MTA report finds agency savings of $3 billion in C&D’s first five years
The Metropolitan Transportation Authority (MTA) Construction & Development (MTA C&D) team has rolled out its “Better. Faster. Cheaper.” plan, which included the agency’s 2024 Year in Review and 2025 Strategic Plan. The agency says MTA C&D’s report showed that the agency saved $3 billion on capital project delivery in its first five years. The strategic plan traces C&D’s progress since its founding in 2020 and charts a path forward for an ambitious docket of projects to be completed this year.
The strategic plan arrives as the MTA seeks full funding of its proposed 2025-29 Capital Plan, which the MTA says is its largest state of good repair investment in the organization’s history. More than 90 percent of the proposed plan is dedicated to improving and rebuilding the existing system.
The savings identified in the report include:
- Establishing better contracts: More than $1.1 billion in savings from improved contracting strategies before a shovel hits the ground on key projects.
- Better planning: $750 million in savings from better upfront planning, identifying smarter design and correcting for over-customization.
- Improved delivery: $750 million saved from efficiencies found in the contract budget versus the actual budget cost due to rigorous project management during construction.
- Better management: $400 million saved in insurance reductions alone.
These savings have allowed the proposed 2025-2029 Capital Plan to deliver far more for riders than previous capital plans, while costing four percent less in inflation-adjusted dollars than the current 2020-2024 Capital plan.
“Over the past five years, MTA C&D has transformed the way the MTA delivers capital projects for our riders. The result has been the fastest, cheapest and most effective project delivery in MTA history. And we’re just getting started,” said MTA C&D President Jamie Torres-Springer. “From an exciting slate of projects already on track for 2025, to an ambitious and achievable scope of work in our proposed upcoming capital plan, there’s never been a more exciting time to deliver a better public transit system in New York.”
The C&D Strategic Plan comes as the MTA continues to make progress on the 2025-2029 Capital Plan. At its March Capital Program Committee meeting, the MTA announced the next 13 stations to be made accessible in the plan include stations in Manhattan, Brooklyn, Queens and the Bronx. The MTA notes this initiative will work to close gaps between accessible stations and provide new elevators, improved stairs and updated fare payment areas.
The agency says the MTA C&D awarded $4.6 billion in commitments in 2024 and completed $5.5 billion worth of projects in 2024 while making strides on reliability, accessibility, resilience, sustainability and other key priorities. That includes launching new subway cars on the Staten Island Railway for the first time in 50 years; making 16 stations fully ADA accessible and awarding contracts for work on five more; completing a flood wall and flood gates at 207th St.
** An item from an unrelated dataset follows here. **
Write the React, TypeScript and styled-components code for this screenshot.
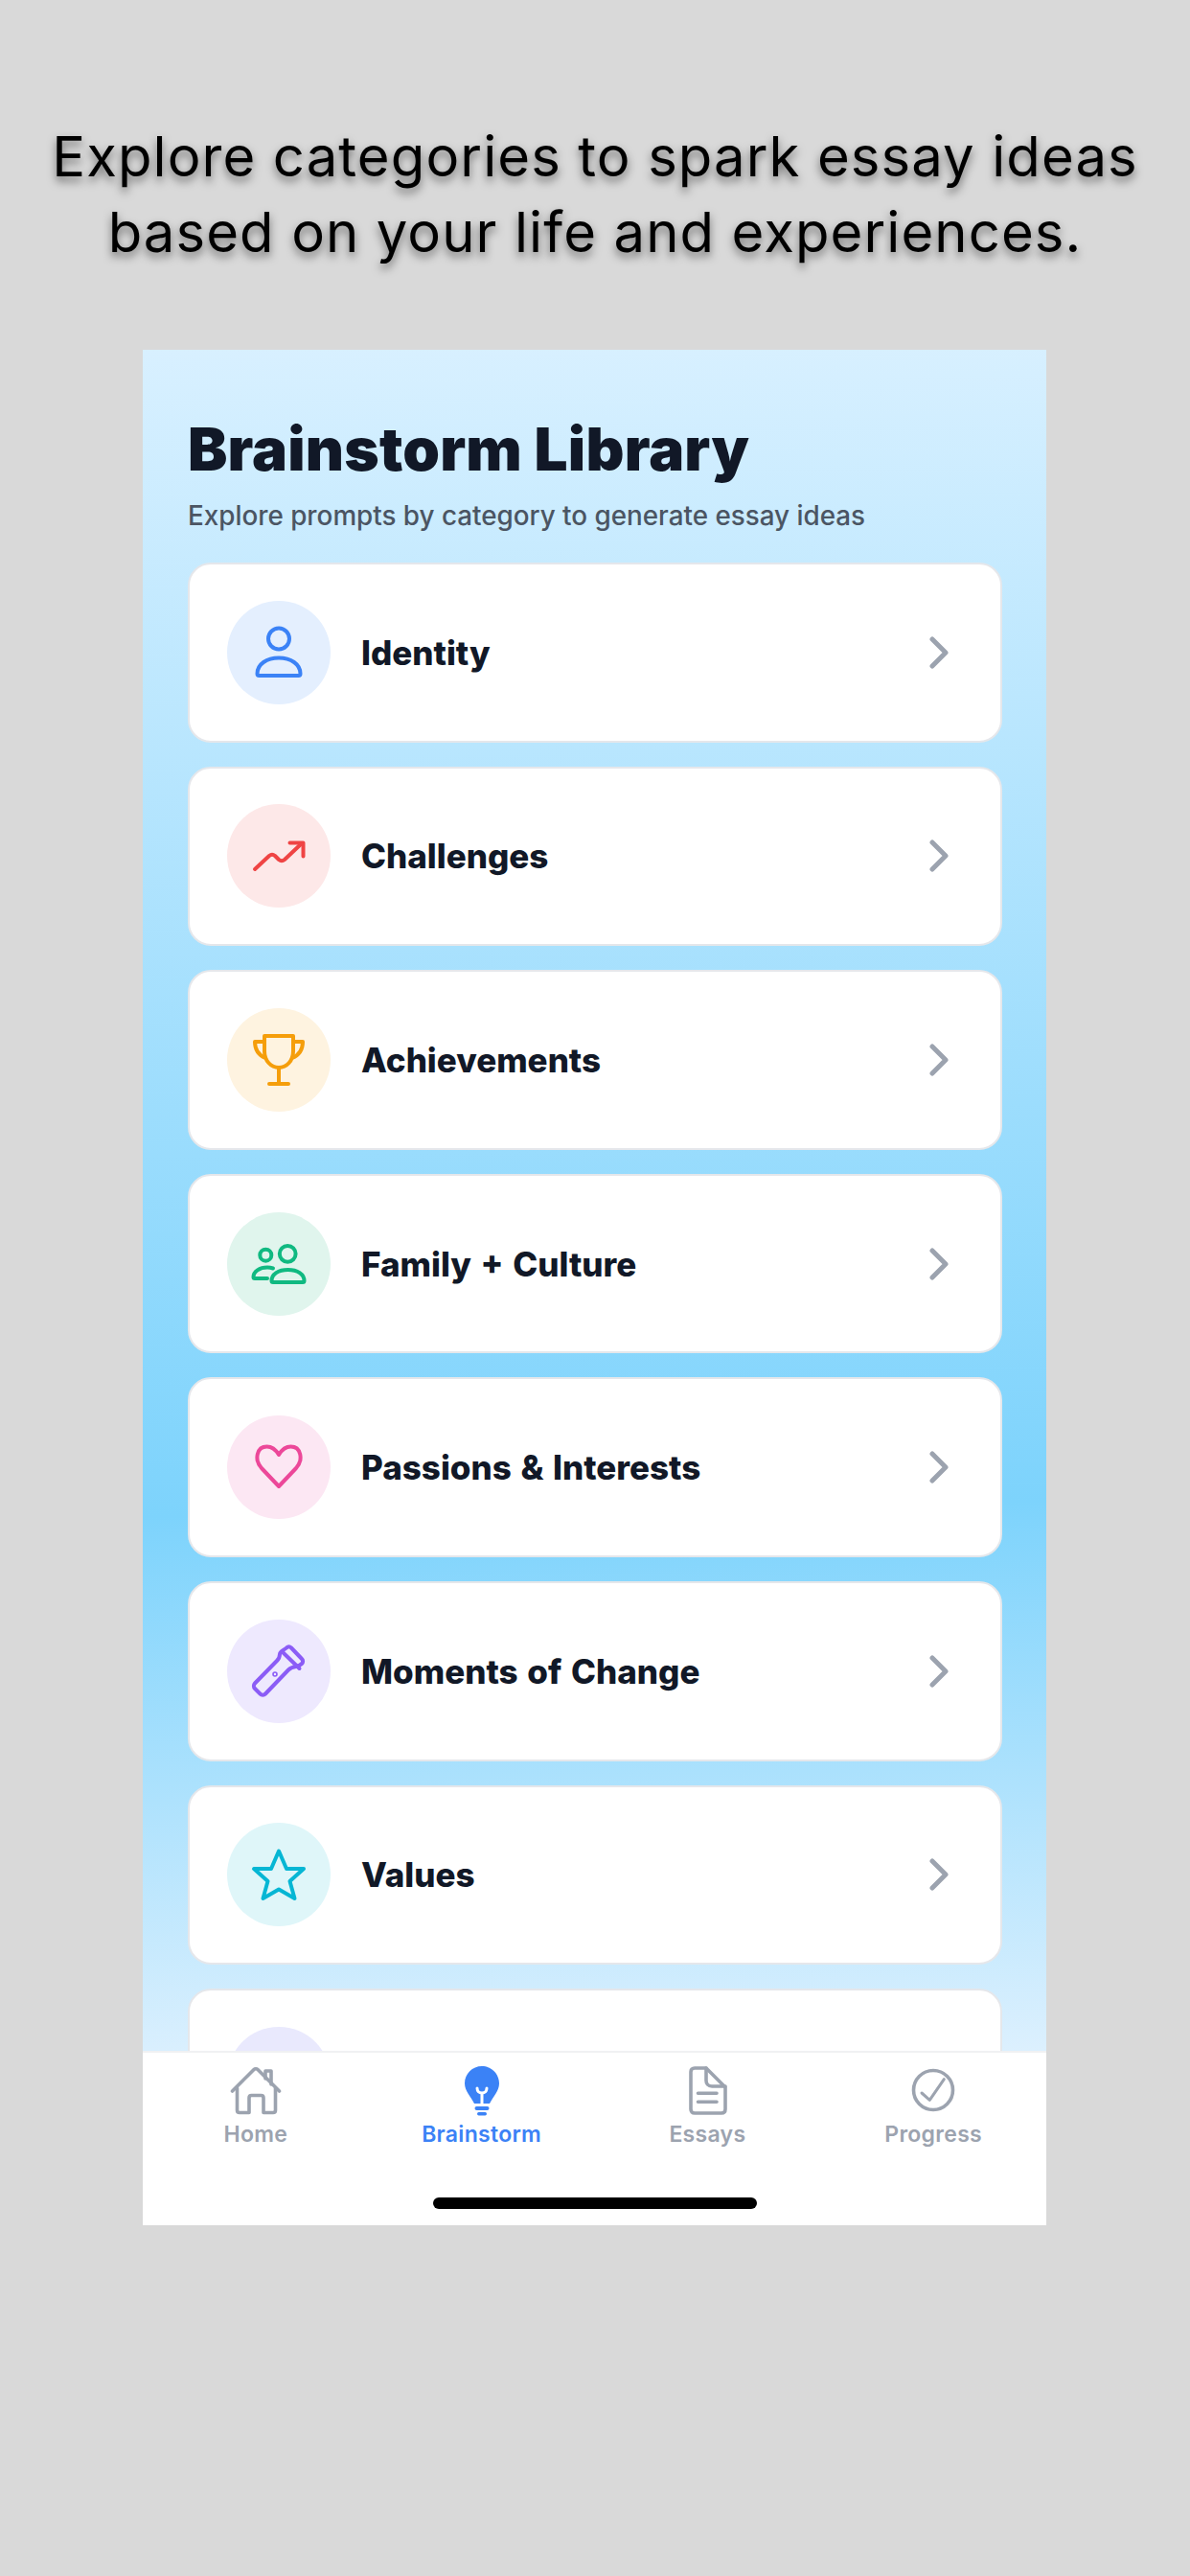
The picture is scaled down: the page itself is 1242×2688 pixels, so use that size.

Yard to prevent service disruptions in severe weather; purchasing 60 new battery-electric buses; and more.
The department made a total of $784 million in payments to MWDBE firms in 2024.
Thanks to congestion relief, MTA C&D has proceeded with procurement on other critical projects, like communications-based train control (CBTC) signal modernization, additional ADA upgrades, dual-mode locomotives for Long Island Rail Road and other major initiatives.
Looking forward to 2025 and beyond, the MTA says its strategic plan looks toward continued improvements in executing the remainder of the 2020-24 capital plan, advancing long-range planning for the future of the public transit system in New York and growing its in-house capacity to further reduce costs and project timelines going forward.